Obstructive sleep apnoea is the term used to describe the interruption in normal breathing of individuals during sleep. It is caused by collapse of the upper airways during sleep and is strongly associated with obesity. The mainstay of medical treatment is a machine used at night to apply continuous positive airways pressure (CPAP). The machine blows air through the upper air passages via a mask on the mouth or nose to keep the throat open. We searched and reviewed all randomised controlled trials that had been undertaken to evaluate the benefit of CPAP in adult patients with sleep apnoea. Some of the trials had methodological flaws, although more recent studies have begun to use appropriate forms of control. The overall results demonstrate that in people with moderate to severe sleep apnoea CPAP can improve measures of sleepiness, quality of life and associated daytime sleepiness. CPAP leads to lower blood pressure compared with control, although the degree to which this is achieved may depend upon whether people start treatment with raised blood pressures. Oral appliances are also used to treat sleep apnoea but, whilst some people find them more convenient to use than CPAP, they do not appear to be as effective at keeping the airway open at night. Further good quality trials are needed to define who benefits, by how much and at what cost. Further trials are also needed to evaluate the effectiveness of CPAP in comparison to other interventions, particularly those targeted at obesity.
CPAP is effective in reducing symptoms of sleepiness and improving quality of life measures in people with moderate and severe obstructive sleep apnoea (OSA). It is more effective than oral appliances in reducing respiratory disturbances in these people but subjective outcomes are more equivocal. Certain people tend to prefer oral appliances to CPAP where both are effective. This could be because they offer a more convenient way of controlling OSA. Short-term data indicate that CPAP leads to lower blood pressure than control. Long-term data are required for all outcomes in order to determine whether the initial benefits seen in short-term clinical trials persist.
Obstructive sleep apnoea is the periodic reduction (hypopnoea) or cessation (apnoea) of breathing due to narrowing or occlusion of the upper airway during sleep. The main symptom is daytime sleepiness and it has been suggested it is linked to premature death, hypertension, ischaemic heart disease, stroke and road traffic accidents.
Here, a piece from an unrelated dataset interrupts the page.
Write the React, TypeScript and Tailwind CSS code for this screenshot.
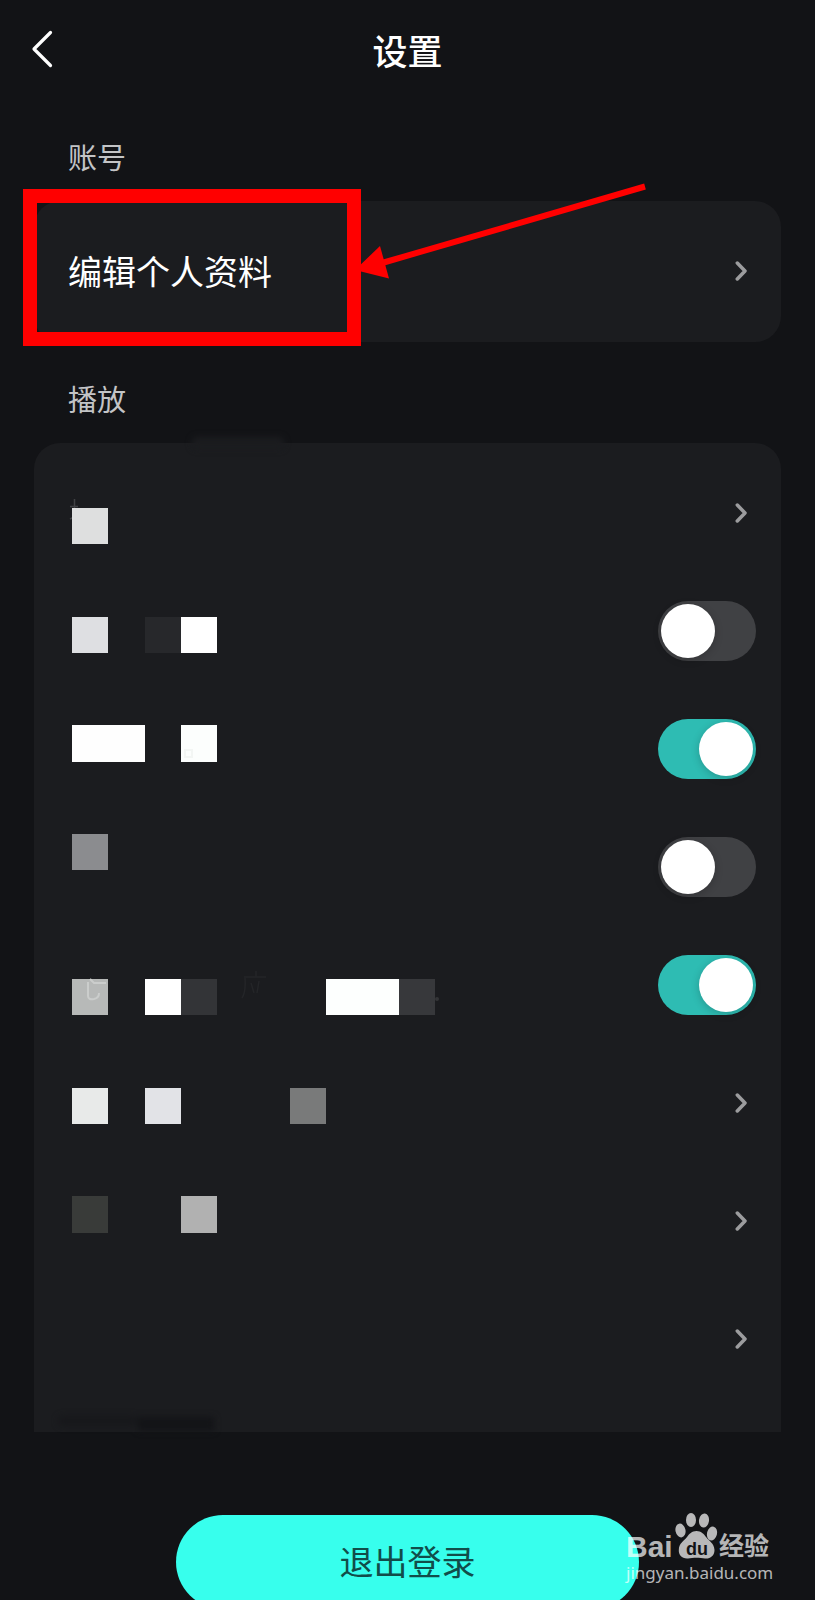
import { useState } from 'react';

type SettingItem = {
  id: string;
  label: string;
  type: 'link' | 'switch';
};

const playbackItems: SettingItem[] = [
  { id: 'quality', label: '播放选项 1', type: 'link' },
  { id: 'option2', label: '播放选项 2', type: 'switch' },
  { id: 'option3', label: '播放选项 3', type: 'switch' },
  { id: 'option4', label: '播放选项 4', type: 'switch' },
  { id: 'option5', label: '播放选项 5', type: 'switch' },
  { id: 'option6', label: '播放选项 6', type: 'link' },
  { id: 'option7', label: '播放选项 7', type: 'link' },
  { id: 'option8', label: '播放选项 8', type: 'link' },
];

// Mosaic blocks over the labels, in cells: column, row, width, colour
const mosaic: [number, number, number, string][] = [
  [0, 0, 1, '#dedfdf'],
  [0, 3, 1, '#dedfe2'],
  [2, 3, 1, '#27282b'],
  [3, 3, 1, '#ffffff'],
  [0, 6, 2, '#fefefe'],
  [3, 6, 1, '#fcfefd'],
  [0, 9, 1, '#8b8c8f'],
  [0, 13, 1, '#b7b9b8'],
  [2, 13, 1, '#ffffff'],
  [3, 13, 1, '#333437'],
  [7, 13, 2, '#fdfffe'],
  [9, 13, 1, '#37383b'],
  [0, 16, 1, '#e8eae9'],
  [2, 16, 1, '#e2e3e7'],
  [6, 16, 1, '#797a7a'],
  [0, 19, 1, '#393b39'],
  [3, 19, 1, '#b1b1b1'],
];

function Chevron() {
  return (
    <svg className="mr-[9px] h-5 w-3 shrink-0" viewBox="0 0 12 20" fill="none" aria-hidden="true">
      <path d="M2.3 2 L10 10 L2.3 18" stroke="#9c9c9e" strokeWidth="3.5" strokeLinecap="round" strokeLinejoin="round" />
    </svg>
  );
}

function SectionTitle({ children }: { children: string }) {
  return (
    <h2 className="px-[34px] pt-9 pb-[25px] text-[29px] leading-10 text-[#c3c4c6]">{children}</h2>
  );
}

function Switch({ label, checked, onChange }: { label: string; checked: boolean; onChange: () => void }) {
  return (
    <input
      type="checkbox"
      role="switch"
      aria-label={label}
      checked={checked}
      onChange={onChange}
      className="h-[60px] w-[98px] cursor-pointer appearance-none rounded-full bg-[#404144] p-[3px] before:block before:size-[54px] before:rounded-full before:bg-white before:shadow-[0_2px_8px_rgba(0,0,0,0.2)] checked:bg-[#2ebcb3] checked:before:ml-[38px]"
    />
  );
}

function Mosaic() {
  return (
    <svg className="pointer-events-none absolute inset-0 size-full overflow-visible" fill="none" aria-hidden="true">
      {/* Smudges on the card edges */}
      <g className="blur-[3px]">
        <rect x="158" y="-6" width="92" height="12" rx="5" fill="#1b1c1f" />
        <rect x="24" y="973" width="80" height="10" rx="5" fill="#17181b" />
        <rect x="104" y="974" width="76" height="14" fill="#131417" />
      </g>
      <g transform="translate(38 65)">
        <path d="M2.5 -9 V0 M-2 -1.5 H6 M-2 11 L2 9" stroke="#404144" strokeWidth="1.5" />
        {mosaic.map(([col, row, width, color]) => (
          <rect
            key={`${col}-${row}`}
            x={col * 36.3}
            y={row * 36.23}
            width={width * 36.3}
            height="36.3"
            fill={color}
            shapeRendering="crispEdges"
          />
        ))}
        {/* Leftover strokes of the covered labels */}
        <path d="M113 242 h7 v7 h-7 z" stroke="#f3f6f4" strokeWidth="2" />
        <path d="M16 474 v14 q0 4 6 3 q5 -1 5 -6 M18 471 l4 4 h12" stroke="#cbcdcc" strokeWidth="2" />
        <path d="M172 469 h22 M184 463 v6 M173 470 q1 14 -3 20 M179 475 l3 10 M187 473 l-2 12" stroke="#242528" strokeWidth="1.5" />
        <circle cx="365" cy="491" r="2" fill="#333437" />
      </g>
    </svg>
  );
}

function Watermark() {
  return (
    <div className="pointer-events-none absolute right-[42px] bottom-4 w-[147px] text-white/70">
      <svg className="h-[50px] w-full overflow-visible" viewBox="0 0 147 50" fill="currentColor">
        <text x="0" y="45" fontSize="30" fontWeight="700" fontFamily="Liberation Sans, sans-serif">Bai</text>
        <ellipse cx="54.500" cy="18.500" rx="5" ry="7" transform="rotate(-12 54.500 18.500)" />
        <ellipse cx="65" cy="8" rx="5" ry="7" />
        <ellipse cx="78" cy="8.500" rx="5" ry="7" transform="rotate(8 78 8.500)" />
        <ellipse cx="86" cy="21.500" rx="5" ry="7" transform="rotate(14 86 21.500)" />
        <path d="M70.500 19 C75 19 78 22 80 25 C83 29 88 31 88.500 38 C88.500 44 84 47 79 46.500 C74 45.500 67 45.500 62 46.500 C56 47 52.500 43 52.800 38 C53 31 58 29 61 25 C63 22 66 19 70.500 19 Z" />
        <text x="60" y="43" fontSize="18" fontWeight="700" fontFamily="Liberation Sans, sans-serif" fill="#121316">du</text>
        <text x="93" y="43" fontSize="25" fontWeight="700" fontFamily="Noto Sans CJK SC, sans-serif">经验</text>
      </svg>
      <p className="text-[17px] leading-[22px] font-['Noto_Sans','Noto_Sans_CJK_SC',sans-serif]">jingyan.baidu.com</p>
    </div>
  );
}

export default function App() {
  const [switches, setSwitches] = useState<Record<string, boolean>>({
    option2: false,
    option3: true,
    option4: false,
    option5: true,
  });

  const toggle = (id: string) => {
    setSwitches((prev) => ({ ...prev, [id]: !prev[id] }));
  };

  return (
    <div className="relative h-screen overflow-hidden bg-[#121316] font-['Noto_Sans_CJK_SC',sans-serif] text-white">
      <div className="flex h-full flex-col overflow-y-auto px-[34px] pb-10 [scrollbar-width:none]">
        {/* Header */}
        <header className="grid h-[100px] shrink-0 grid-cols-[1fr_auto_1fr] items-center">
          <button aria-label="返回" className="-ml-1 w-6 cursor-pointer">
            <svg className="h-10 w-6" viewBox="0 0 24 40" fill="none" aria-hidden="true">
              <path d="M20.500 2.500 L4 19 L20.500 35.500" stroke="#ffffff" strokeWidth="3.2" strokeLinecap="round" strokeLinejoin="round" />
            </svg>
          </button>
          <h1 className="text-[35px] leading-[52px] font-medium">设置</h1>
        </header>

        {/* Account */}
        <section>
          <SectionTitle>账号</SectionTitle>
          <div className="relative">
            <button className="flex h-[141px] w-full cursor-pointer items-center justify-between rounded-[26px] bg-[#1b1c1f] pr-[25px] pb-0.5 pl-[34px] text-[34px]">
              <span>编辑个人资料</span>
              <Chevron />
            </button>
            <div className="pointer-events-none absolute -top-3 -bottom-1 -left-[11px] w-[338px] border-[14px] border-[#ff0000]" />
            <svg className="pointer-events-none absolute -top-5 left-[320px] h-[100px] w-[292px]" viewBox="0 0 292 100" fill="none" aria-hidden="true">
              <path d="M291 5.500 L28 82" stroke="#ff0000" strokeWidth="6" />
              <path d="M1 89 L26 65 L35 97.500 Z" fill="#ff0000" />
            </svg>
          </div>
        </section>

        {/* Playback */}
        <section>
          <SectionTitle>播放</SectionTitle>
          <div className="relative flex flex-col rounded-t-[26px] bg-[#1b1c1f] pt-[11px] pb-[34px]">
            {playbackItems.map((item) =>
              item.type === 'link' ? (
                <button
                  key={item.id}
                  aria-label={item.label}
                  className="flex h-[118px] cursor-pointer items-center justify-end pr-[25px]"
                >
                  <Chevron />
                </button>
              ) : (
                <div key={item.id} className="flex h-[118px] items-center justify-end pr-[25px]">
                  <Switch label={item.label} checked={switches[item.id]} onChange={() => toggle(item.id)} />
                </div>
              )
            )}
            <Mosaic />
          </div>
        </section>

        {/* Logout */}
        <button className="mt-[83px] flex h-[94px] w-[62%] shrink-0 cursor-pointer items-center justify-center self-center rounded-full bg-[#37ffed] pb-1 text-[34px] text-[#114d4a]">
          退出登录
        </button>
      </div>
      <Watermark />
    </div>
  );
}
The main treatment for sleep apnoea is with the use of continuous positive airways pressure (CPAP), which requires a flow generator and mask. These are used at night to prevent apnoea, hypoxia and sleep disturbance. The objective was to assess the effects of CPAP in the treatment of obstructive sleep apnoea in adults.
We searched the Cochrane Airways Group Trials Register and reference lists of articles. We consulted experts in the field. Searches were current to July 2005.
We included randomised trials comparing nocturnal CPAP with an inactive control or oral appliances in adults with obstructive sleep apnoea (an apnoea and hypopnoea index greater than five per hour). Trials had a minimum intervention period of two weeks.
Trial quality was assessed and two review authors extracted data independently. Study authors were contacted for missing information. Parallel and crossover group trials were analysed separately.
Thirty-six trials involving 1718 people met the inclusion criteria. Study quality was mixed. Compared with control, CPAP showed significant improvements in certain objective and subjective sleepiness, measures of quality of life and cognitive function (parallel-group studies: Epworth sleepiness scale (ESS) -3.83 units, 95% CI -4.57 to -3.09; crossover studies: ESS -1.84 units, 95% CI -2.57 to -1.11). Twenty-four hour systolic and diastolic blood pressures were lower with CPAP compared with control (parallel-group trials). Compared with oral appliances, CPAP significantly reduced the apnoea and hypopnoea index (crossover studies: -7.97 events/hr, 95% CI -9.56 to -6.38) and improved sleep efficiency (crossover studies: 2.31%, 95% CI 0.02 to 4.6) and minimum oxygen saturation (4.14%, 95% CI 3.25 to 5.03). Responders to both treatments expressed a strong preference for the oral appliance. However, participants were more likely to withdraw on OA than on CPAP therapy.